The diagnosis was that I had FAI (Femeroacetabular Impingement). My hips were shaped like ovals which caused me to tear both my labrums. On top of that I had a lingering thumb injury that was luckily put on to the surgery docket at the same time. Three surgeries in 6 weeks was what I was up against. I was 17 and I was ready for anything. These surgeries were a blessing and a curse. My dreams of basketball, so close within reach three years ago, now hit home with me. My mindset changed on its own. I began to think of my life without basketball and what I could and couldn’t do. I was up against the world. I realize there is a chance that I will never become who I used to be and that’s why I’ve changed. The world is brighter to me now. My mind is healthier and I’m literally a new man.
These surgeries gave me the opportunity to put myself out there more. I am currently student council co-president, a position I probably wouldn’t have pursued if it hadn’t been for these surgeries. I’ve always had good grades through a lot of effort. But this year I extended myself by taking 3 AP classes and an IB class. Honestly I’m not sure how that’s going to work out, but the challenge is part of a journey that started with two painful hips.
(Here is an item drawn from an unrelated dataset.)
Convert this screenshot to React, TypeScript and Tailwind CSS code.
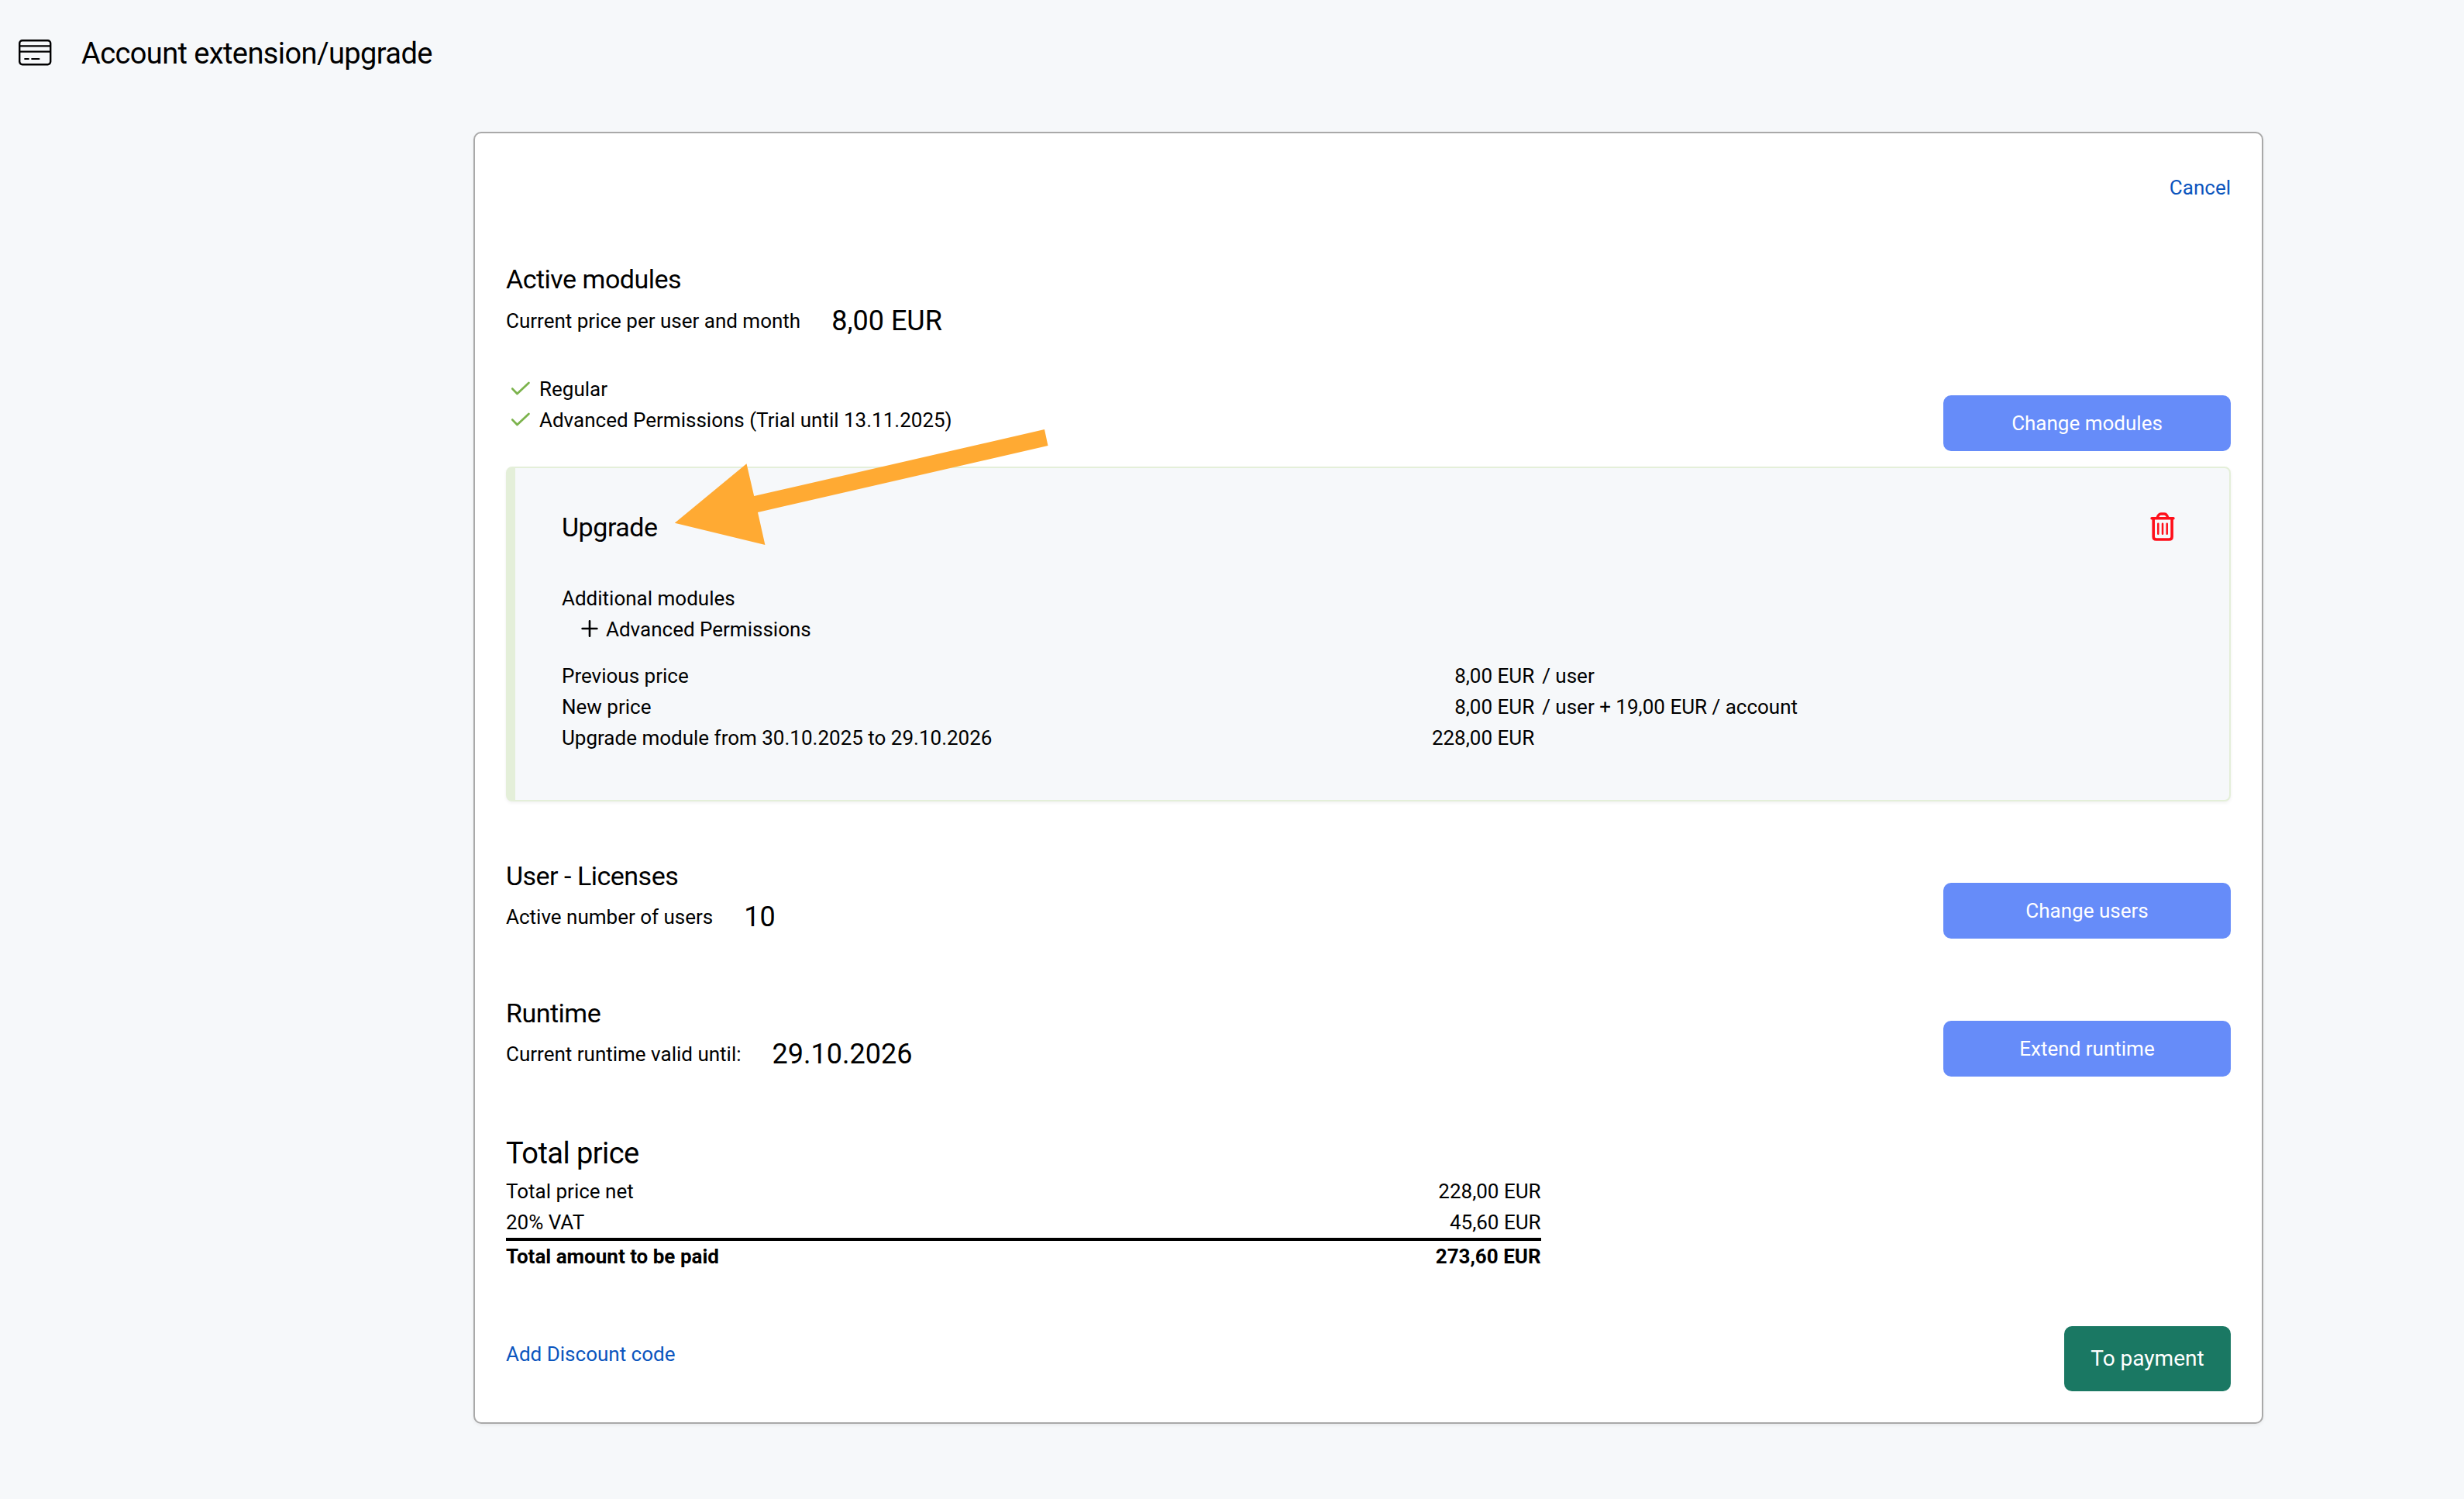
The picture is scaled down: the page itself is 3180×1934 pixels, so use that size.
// src/pages/account/AccountUpgrade.tsx
import type { ReactNode } from 'react';

const activeModules = ['Regular', 'Advanced Permissions (Trial until 13.11.2025)'];

const upgradeRows = [
  { label: 'Previous price', price: '8,00 EUR', unit: '/ user' },
  { label: 'New price', price: '8,00 EUR', unit: '/ user + 19,00 EUR / account' },
  { label: 'Upgrade module from 30.10.2025 to 29.10.2026', price: '228,00 EUR', unit: '' },
];

const totals = [
  { label: 'Total price net', value: '228,00 EUR' },
  { label: '20% VAT', value: '45,60 EUR' },
];

function CardIcon() {
  return (
    <svg className="w-11 h-9 mb-0.5" viewBox="0 0 44 36" fill="none" stroke="#000" strokeWidth="2.4">
      <rect x="2.2" y="2.2" width="40" height="31" rx="3.6" />
      <path d="M2 9.4h40M2 16.6h40" />
      <path d="M9.2 26h4.6M18.2 26h9.2" strokeLinecap="round" strokeWidth="2.2" />
    </svg>
  );
}

function CheckIcon() {
  return (
    <svg className="w-9 h-6" viewBox="0 0 36 24" fill="none" stroke="#7cb34d" strokeWidth="2.8">
      <path d="M8.3 11.6l6.2 6.4L29.4 4" strokeLinecap="round" strokeLinejoin="round" />
    </svg>
  );
}

function PlusIcon() {
  return (
    <svg className="w-6 h-6 -mt-0.5" viewBox="0 0 24 24" fill="none" stroke="#000" strokeWidth="2.6">
      <path d="M12 2.2v19.6M2.6 12h18.8" strokeLinecap="round" />
    </svg>
  );
}

function TrashIcon() {
  return (
    <svg className="w-[52px] h-12" viewBox="0 0 52 48" fill="none" stroke="#ff0f1a">
      <path
        d="M12 12.7h28M19 12.4c1.2-3.9 2.7-5.4 4.8-5.4h4.4c2.1 0 3.6 1.5 4.8 5.4"
        strokeWidth="3.4"
        strokeLinecap="round"
      />
      <path
        d="M14.2 12.7v23.7c0 2.2 1.4 3.6 3.6 3.6h16.7c2.2 0 3.6-1.4 3.6-3.6V12.7"
        strokeWidth="3.6"
      />
      <path d="M20.3 19.8v13M26 19.8v13M31.7 19.8v13" strokeWidth="2.5" strokeLinecap="round" />
    </svg>
  );
}

function ActionButton({ children }: { children: ReactNode }) {
  return (
    <button className="self-end w-[371px] h-[72px] rounded-[10px] bg-[#668cf9] text-white text-[26px] leading-10">
      {children}
    </button>
  );
}

function SectionInfo({
  title,
  label,
  value,
  rowClass = 'mt-[5px]',
}: {
  title: string;
  label: string;
  value: string;
  rowClass?: string;
}) {
  return (
    <div>
      <h2 className="text-[34px] leading-12 tracking-[-0.5px]">{title}</h2>
      <div className={`flex items-center gap-10 h-12 ${rowClass}`}>
        <span>{label}</span>
        <span className="text-[36px] leading-12">{value}</span>
      </div>
    </div>
  );
}

export default function AccountUpgrade() {
  return (
    <div className="relative w-[3180px] h-[1934px] overflow-hidden bg-[#f6f8fa] font-['Roboto',sans-serif] text-[26px] leading-10 text-black">
      <header className="flex items-center gap-[38px] h-[138px] pl-[23px]">
        <CardIcon />
        <h1 className="text-[38px] leading-12 tracking-[-0.6px]">Account extension/upgrade</h1>
      </header>

      <main className="w-[2310px] h-[1667px] ml-[611px] mt-8 px-10 pt-[50px] bg-white border-2 border-[#a9a9a9] rounded-[10px] shadow-[0_2px_4px_rgba(0,0,0,0.06)]">
        <div className="flex justify-end">
          <a className="text-[#0b55be]">Cancel</a>
        </div>

        {/* Modules */}
        <section className="mt-[74px]">
          <SectionInfo
            title="Active modules"
            label="Current price per user and month"
            value="8,00 EUR"
            rowClass="mt-1.5"
          />
          <div className="flex justify-between h-[100px] mt-11">
            <ul>
              {activeModules.map((m) => (
                <li key={m} className="flex items-center gap-[7px]">
                  <CheckIcon />
                  {m}
                </li>
              ))}
            </ul>
            <ActionButton>Change modules</ActionButton>
          </div>

          <div className="h-[432px] mt-5 px-[60px] pt-[52px] bg-[#f6f8fa] border-2 border-l-12 border-[#e4efd9] rounded-[8px] shadow-[0_2px_4px_rgba(0,0,0,0.06)]">
            <div className="flex items-center justify-between h-12">
              <h2 className="text-[34px] leading-12 tracking-[-0.45px]">Upgrade</h2>
              <button>
                <TrashIcon />
              </button>
            </div>
            <p className="mt-12">Additional modules</p>
            <p className="flex items-center gap-[9px] pl-6">
              <PlusIcon />
              Advanced Permissions
            </p>
            <div className="mt-5">
              {upgradeRows.map((row) => (
                <div key={row.label} className="flex gap-2.5">
                  <div className="flex justify-between w-3/5">
                    <span>{row.label}</span>
                    <span>{row.price}</span>
                  </div>
                  <span>{row.unit}</span>
                </div>
              ))}
            </div>
          </div>
        </section>

        {/* Users */}
        <section className="flex justify-between h-[105px] mt-[72px]">
          <SectionInfo title="User - Licenses" label="Active number of users" value="10" />
          <ActionButton>Change users</ActionButton>
        </section>

        {/* Runtime */}
        <section className="flex justify-between h-[106px] mt-[72px]">
          <SectionInfo title="Runtime" label="Current runtime valid until:" value="29.10.2026" />
          <ActionButton>Extend runtime</ActionButton>
        </section>

        {/* Total */}
        <section className="w-3/5 mt-[75px]">
          <h1 className="text-[38px] leading-12 tracking-[-0.55px]">Total price</h1>
          <div className="mt-[5px]">
            {totals.map((t) => (
              <div key={t.label} className="flex justify-between">
                <span>{t.label}</span>
                <span>{t.value}</span>
              </div>
            ))}
            <div className="flex justify-between border-t-4 border-black font-bold">
              <span>Total amount to be paid</span>
              <span>273,60 EUR</span>
            </div>
          </div>
        </section>

        <footer className="flex items-start justify-between mt-[70px]">
          <a className="mt-4 text-[#0b55be]">Add Discount code</a>
          <button className="w-[215px] h-[84px] rounded-[10px] bg-[#1a7863] text-white text-[28px]">
            To payment
          </button>
        </footer>
      </main>

      {/* Arrow pointing at the upgrade box */}
      <svg className="absolute left-[860px] top-[540px] w-[500px] h-[170px]" viewBox="860 540 500 170">
        <path
          d="M870.8 674.7L963.5 598.3L973.2 640L1348 554L1352.5 575L978 661L987.4 703Z"
          fill="#ffaa33"
        />
      </svg>
    </div>
  );
}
I believe I’ve experienced more than most kids at this point in their life. Everything I knew, everything I ever believed, was being taken away. Today I’m on the road to recovery, getting better one day at a time. I know deep down everything happens for a reason and right now it’s hard to see. But I know in the future it will eventually show itself. I can’t wait for that, though. I can’t control that. All I can control is what I do between now and then, and I promise failure is not an option for me this time.
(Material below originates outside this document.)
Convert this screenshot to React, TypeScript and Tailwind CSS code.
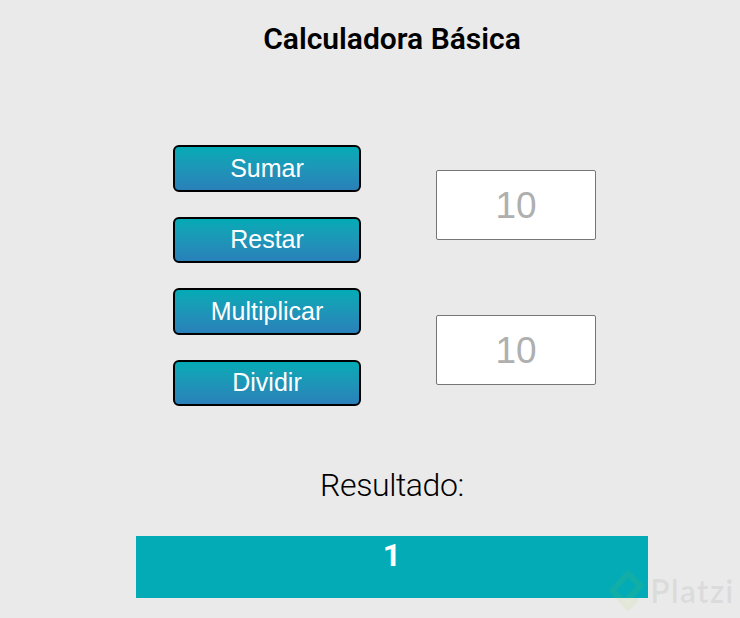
import { useState } from "react";

const operations = [
  { label: "Sumar", run: (a: number, b: number) => a + b },
  { label: "Restar", run: (a: number, b: number) => a - b },
  { label: "Multiplicar", run: (a: number, b: number) => a * b },
  { label: "Dividir", run: (a: number, b: number) => a / b },
];

function NumberInput({ value, onChange }: { value: string; onChange: (v: string) => void }) {
  return (
    <input
      type="text"
      placeholder="10"
      value={value}
      onChange={(e) => onChange(e.target.value)}
      className="w-40 h-[70px] rounded-[2px] border border-[#767676] bg-white pt-px text-center font-['Liberation_Sans',sans-serif] text-[37px] text-black placeholder:text-[#afafaf]"
    />
  );
}

function Watermark() {
  return (
    <div className="absolute left-[608px] top-[569px] flex items-center pointer-events-none">
      <svg width="37" height="43" viewBox="0 0 37 43" fill="none" className="opacity-[0.09]">
        <path
          d="M20 4.500L32.500 17L20 29.500M20 4.500L4.500 21.500L20 38.500L27 31.500"
          stroke="#a5cf2c"
          strokeWidth="6"
          strokeLinejoin="round"
          strokeLinecap="round"
        />
      </svg>
      <span className="ml-[5px] font-['Lato',sans-serif] text-[32px] leading-[43px] font-bold tracking-[1px] text-black/[0.06]">
        Platzi
      </span>
    </div>
  );
}

export default function App() {
  const [first, setFirst] = useState("");
  const [second, setSecond] = useState("");
  const [result, setResult] = useState(1);

  return (
    <main className="relative h-[618px] w-[740px] overflow-hidden bg-[#eaeaea] pl-[136px] font-['Roboto',sans-serif] text-black">
      <div className="flex w-lg flex-col">
        <h1 className="mt-[21px] text-center text-[30px] leading-9 font-semibold">Calculadora Básica</h1>

        <section className="mt-[88px] flex pl-[37px]">
          <div className="flex flex-col gap-[25px]">
            {operations.map((op) => (
              <button
                key={op.label}
                onClick={() => setResult(op.run(Number(first || 10), Number(second || 10)))}
                className="h-[46.5px] w-[188px] rounded-[6px] border-2 border-black bg-linear-to-b from-[#02abb5] to-[#2980b9] text-center font-['Liberation_Sans',sans-serif] text-[25px] leading-none text-white"
              >
                {op.label}
              </button>
            ))}
          </div>
          <div className="ml-[75px] mt-[25px] flex flex-col gap-[75px]">
            <NumberInput value={first} onChange={setFirst} />
            <NumberInput value={second} onChange={setSecond} />
          </div>
        </section>

        <h2 className="mt-[60px] text-center text-[32px] leading-[38px] font-light tracking-[-0.4px]">Resultado:</h2>
        <div className="mt-8 h-[62px] bg-[#02abb5] text-center text-[32px] leading-[38px] font-bold text-white">
          {result}
        </div>
      </div>
      <Watermark />
    </main>
  );
}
My junior prom had just ended. Prom usually marks almost the end of junior year and the beginning of a great summer. Not the case for me. I was heading into hell. Three trips to Colorado. Two in the summer one during school. I was gone for 12 days and missed 9 days of school in May. How was I supposed to stay up with everyone? That was one of my most remarkable feats. I was able to stay on top of my studies and receive honor roll for fourth quarter. Pain pills, muscle relaxers, vitamins galore, and joint relief meds, just to name some of the stuff I was taking at this time.
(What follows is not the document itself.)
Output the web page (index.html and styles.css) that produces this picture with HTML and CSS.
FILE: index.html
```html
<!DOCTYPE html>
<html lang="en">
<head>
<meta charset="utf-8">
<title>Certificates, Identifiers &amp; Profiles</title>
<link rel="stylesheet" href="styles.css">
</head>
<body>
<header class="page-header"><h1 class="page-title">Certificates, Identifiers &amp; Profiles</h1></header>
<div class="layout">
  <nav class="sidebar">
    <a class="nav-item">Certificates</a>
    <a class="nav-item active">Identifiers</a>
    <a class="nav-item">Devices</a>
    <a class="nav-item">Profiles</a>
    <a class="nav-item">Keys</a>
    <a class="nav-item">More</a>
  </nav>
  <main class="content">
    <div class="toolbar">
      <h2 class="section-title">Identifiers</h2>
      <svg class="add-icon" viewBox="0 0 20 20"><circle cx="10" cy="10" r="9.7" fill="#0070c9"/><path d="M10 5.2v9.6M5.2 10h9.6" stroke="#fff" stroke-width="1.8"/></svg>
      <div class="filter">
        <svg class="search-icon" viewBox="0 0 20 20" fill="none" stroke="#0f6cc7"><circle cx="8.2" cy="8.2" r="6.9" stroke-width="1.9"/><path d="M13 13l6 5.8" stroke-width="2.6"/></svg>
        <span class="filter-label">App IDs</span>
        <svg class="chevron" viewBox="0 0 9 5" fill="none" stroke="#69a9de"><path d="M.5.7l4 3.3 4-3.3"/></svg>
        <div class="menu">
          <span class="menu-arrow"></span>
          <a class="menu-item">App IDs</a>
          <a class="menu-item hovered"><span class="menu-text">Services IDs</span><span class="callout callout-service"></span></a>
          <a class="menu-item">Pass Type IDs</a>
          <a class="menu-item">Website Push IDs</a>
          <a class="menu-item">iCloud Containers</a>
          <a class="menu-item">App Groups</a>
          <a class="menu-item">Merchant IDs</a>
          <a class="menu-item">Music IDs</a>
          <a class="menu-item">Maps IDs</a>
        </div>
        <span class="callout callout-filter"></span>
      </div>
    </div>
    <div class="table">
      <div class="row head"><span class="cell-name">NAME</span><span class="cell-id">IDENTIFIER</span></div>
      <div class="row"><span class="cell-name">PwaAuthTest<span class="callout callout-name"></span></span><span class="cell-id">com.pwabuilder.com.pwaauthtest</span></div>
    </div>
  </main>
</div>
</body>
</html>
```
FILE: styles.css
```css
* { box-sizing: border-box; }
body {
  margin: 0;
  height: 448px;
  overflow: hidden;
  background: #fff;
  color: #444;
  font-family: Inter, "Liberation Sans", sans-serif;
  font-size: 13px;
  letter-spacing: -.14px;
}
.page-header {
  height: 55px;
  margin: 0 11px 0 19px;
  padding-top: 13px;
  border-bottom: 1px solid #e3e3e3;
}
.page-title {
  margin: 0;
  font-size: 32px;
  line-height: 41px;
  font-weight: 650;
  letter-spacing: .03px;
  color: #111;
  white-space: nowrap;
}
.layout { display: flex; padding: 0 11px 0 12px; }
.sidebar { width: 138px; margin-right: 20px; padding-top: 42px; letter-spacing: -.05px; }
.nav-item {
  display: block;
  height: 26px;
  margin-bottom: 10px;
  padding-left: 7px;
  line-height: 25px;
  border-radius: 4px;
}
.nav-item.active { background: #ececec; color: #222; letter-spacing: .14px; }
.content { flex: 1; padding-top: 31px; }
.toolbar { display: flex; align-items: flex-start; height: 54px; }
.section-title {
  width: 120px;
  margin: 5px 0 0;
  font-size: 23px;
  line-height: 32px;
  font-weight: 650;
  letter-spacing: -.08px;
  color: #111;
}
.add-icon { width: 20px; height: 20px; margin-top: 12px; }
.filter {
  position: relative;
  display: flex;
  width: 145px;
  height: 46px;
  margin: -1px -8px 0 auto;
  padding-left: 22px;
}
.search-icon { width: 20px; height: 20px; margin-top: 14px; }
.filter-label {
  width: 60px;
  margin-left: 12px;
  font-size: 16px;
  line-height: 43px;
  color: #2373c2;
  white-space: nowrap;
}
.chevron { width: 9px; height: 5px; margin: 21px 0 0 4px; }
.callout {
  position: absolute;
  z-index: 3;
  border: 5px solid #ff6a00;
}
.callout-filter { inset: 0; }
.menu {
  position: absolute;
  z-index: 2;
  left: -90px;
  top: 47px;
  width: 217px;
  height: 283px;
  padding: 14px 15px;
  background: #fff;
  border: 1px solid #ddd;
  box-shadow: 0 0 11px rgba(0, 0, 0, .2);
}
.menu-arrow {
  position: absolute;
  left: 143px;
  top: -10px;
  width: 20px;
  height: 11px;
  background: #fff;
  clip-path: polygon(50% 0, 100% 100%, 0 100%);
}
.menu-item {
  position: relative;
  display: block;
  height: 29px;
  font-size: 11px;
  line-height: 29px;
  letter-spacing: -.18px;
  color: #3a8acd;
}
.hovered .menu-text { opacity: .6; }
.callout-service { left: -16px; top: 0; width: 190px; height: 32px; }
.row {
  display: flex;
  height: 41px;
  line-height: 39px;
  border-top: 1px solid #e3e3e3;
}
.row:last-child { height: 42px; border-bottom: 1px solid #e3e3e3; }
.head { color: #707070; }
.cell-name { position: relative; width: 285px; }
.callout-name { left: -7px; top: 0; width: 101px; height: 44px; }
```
I had just been cut from the AAU basketball team, All Ohio, that I had played with a year before because I wasn’t able to compete at the level I used to be able to because of my condition. My burst, acceleration, and quickness had consistently gone down since 2011. I wasn’t the same player I used to be. I knew that if I wanted to get back to where I used to be, I needed to fix myself. Spring Break was pretty much an escape from life for me at this point. Hanging out with my brother and a few friends of mine on the beach was what I needed to create a false sense of reality. My life seemed like it was falling apart. Those 4 days away where what I needed. My mom who never needs a break, though, was on her I-pad the whole trip, looking up facts about FAI surgery, athletes who’ve had the surgery, and doctors who’ve conducted it. My mom saved me. She found three doctors and sent my stuff out. We waited. Watied in hope. Waited for the first person to respond. Dr. Marc Philippon of the Steadman Clinic in Vail, Colorado who had operated on Alex Rodriguez, Lady Gaga, and Brandt Snedeker, just to name a few, was the first who responded. He gave me hope that I could come back and play. A plan was in motion.